• The request: Write out the entries verbatim and leave the images out of the copy.

• Rows from a dataset:
---

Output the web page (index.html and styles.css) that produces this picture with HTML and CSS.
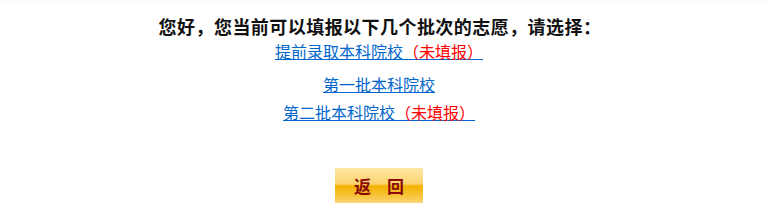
FILE: index.html
```html
<!DOCTYPE html>
<html lang="zh-CN">

<head>
    <meta charset="UTF-8">
    <title>选择批次</title>
    <link rel="stylesheet" href="styles.css">
</head>

<body>
    <div class="topbar"></div>
    <div class="container">
        <h1 class="title">您好，您当前可以填报以下几个批次的志愿，请选择：</h1>
        <ul class="batch-list">
            <li class="batch first"><a href="#">提前录取本科院校<span class="status">（未填报）</span> </a></li>
            <li class="batch second"><a href="#">第一批本科院校</a></li>
            <li class="batch third"><a href="#">第二批本科院校<span class="status">（未填报）</span></a></li>
        </ul>
        <div class="actions">
            <button class="btn-back" type="button">返&nbsp;回</button>
        </div>
    </div>
</body>

</html>
```

FILE: styles.css
```css
body {
    margin: 0;
    padding: 0;
    background-color: #ffffff;
    font-family: "Noto Sans CJK SC", "DejaVu Sans", sans-serif;
}

.topbar {
    height: 4px;
    background-color: #fbfbfb;
}

.container {
    width: 758px;
    text-align: center;
}

.title {
    margin: 10px 0 0 0;
    font-size: 18px;
    line-height: 24px;
    font-weight: bold;
    color: #111111;
    letter-spacing: 0.45px;
    padding-left: 2px;
}

.batch-list {
    list-style: none;
    margin: 0;
    padding: 0;
}

.batch {
    font-size: 16px;
    line-height: 20px;
}

.batch a {
    color: #0066cc;
    text-decoration: underline;
}

.batch .status {
    color: #ff0000;
}

.first {
    margin-top: 3px;
}

.second {
    margin-top: 13px;
}

.third {
    margin-top: 8px;
}

.actions {
    margin-top: 46px;
}

.btn-back {
    width: 88px;
    height: 35px;
    border: none;
    padding: 0 0 0 6px;
    font-family: "Noto Sans CJK SC", serif;
    font-size: 17px;
    font-weight: bold;
    color: #8b0a0a;
    letter-spacing: 6px;
    background: linear-gradient(to bottom, #fde7a4 0%, #fbd470 45%, #f4b200 52%, #f7c43c 80%, #fcd77a 100%);
    cursor: pointer;
}
```
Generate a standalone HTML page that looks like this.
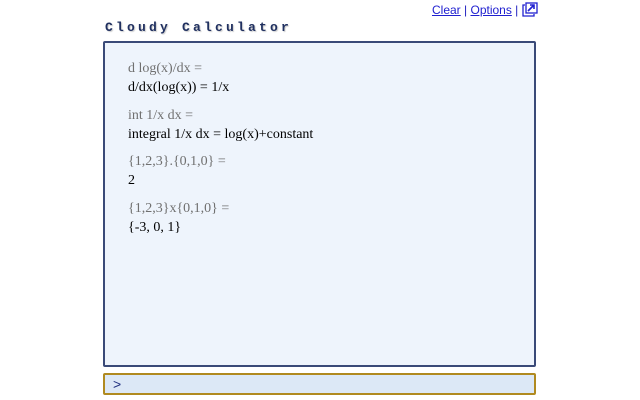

---

• Solved exercise:
Output the web page (index.html and styles.css) that produces this picture with HTML and CSS.
FILE: index.html
```html
<!DOCTYPE html>
<html lang="zh-CN">

<head>
    <meta charset="UTF-8">
    <title>选择批次</title>
    <link rel="stylesheet" href="styles.css">
</head>

<body>
    <div class="topbar"></div>
    <div class="container">
        <h1 class="title">您好，您当前可以填报以下几个批次的志愿，请选择：</h1>
        <ul class="batch-list">
            <li class="batch first"><a href="#">提前录取本科院校<span class="status">（未填报）</span> </a></li>
            <li class="batch second"><a href="#">第一批本科院校</a></li>
            <li class="batch third"><a href="#">第二批本科院校<span class="status">（未填报）</span></a></li>
        </ul>
        <div class="actions">
            <button class="btn-back" type="button">返&nbsp;回</button>
        </div>
    </div>
</body>

</html>
```

FILE: styles.css
```css
body {
    margin: 0;
    padding: 0;
    background-color: #ffffff;
    font-family: "Noto Sans CJK SC", "DejaVu Sans", sans-serif;
}

.topbar {
    height: 4px;
    background-color: #fbfbfb;
}

.container {
    width: 758px;
    text-align: center;
}

.title {
    margin: 10px 0 0 0;
    font-size: 18px;
    line-height: 24px;
    font-weight: bold;
    color: #111111;
    letter-spacing: 0.45px;
    padding-left: 2px;
}

.batch-list {
    list-style: none;
    margin: 0;
    padding: 0;
}

.batch {
    font-size: 16px;
    line-height: 20px;
}

.batch a {
    color: #0066cc;
    text-decoration: underline;
}

.batch .status {
    color: #ff0000;
}

.first {
    margin-top: 3px;
}

.second {
    margin-top: 13px;
}

.third {
    margin-top: 8px;
}

.actions {
    margin-top: 46px;
}

.btn-back {
    width: 88px;
    height: 35px;
    border: none;
    padding: 0 0 0 6px;
    font-family: "Noto Sans CJK SC", serif;
    font-size: 17px;
    font-weight: bold;
    color: #8b0a0a;
    letter-spacing: 6px;
    background: linear-gradient(to bottom, #fde7a4 0%, #fbd470 45%, #f4b200 52%, #f7c43c 80%, #fcd77a 100%);
    cursor: pointer;
}
```
Generate a standalone HTML page that looks like this.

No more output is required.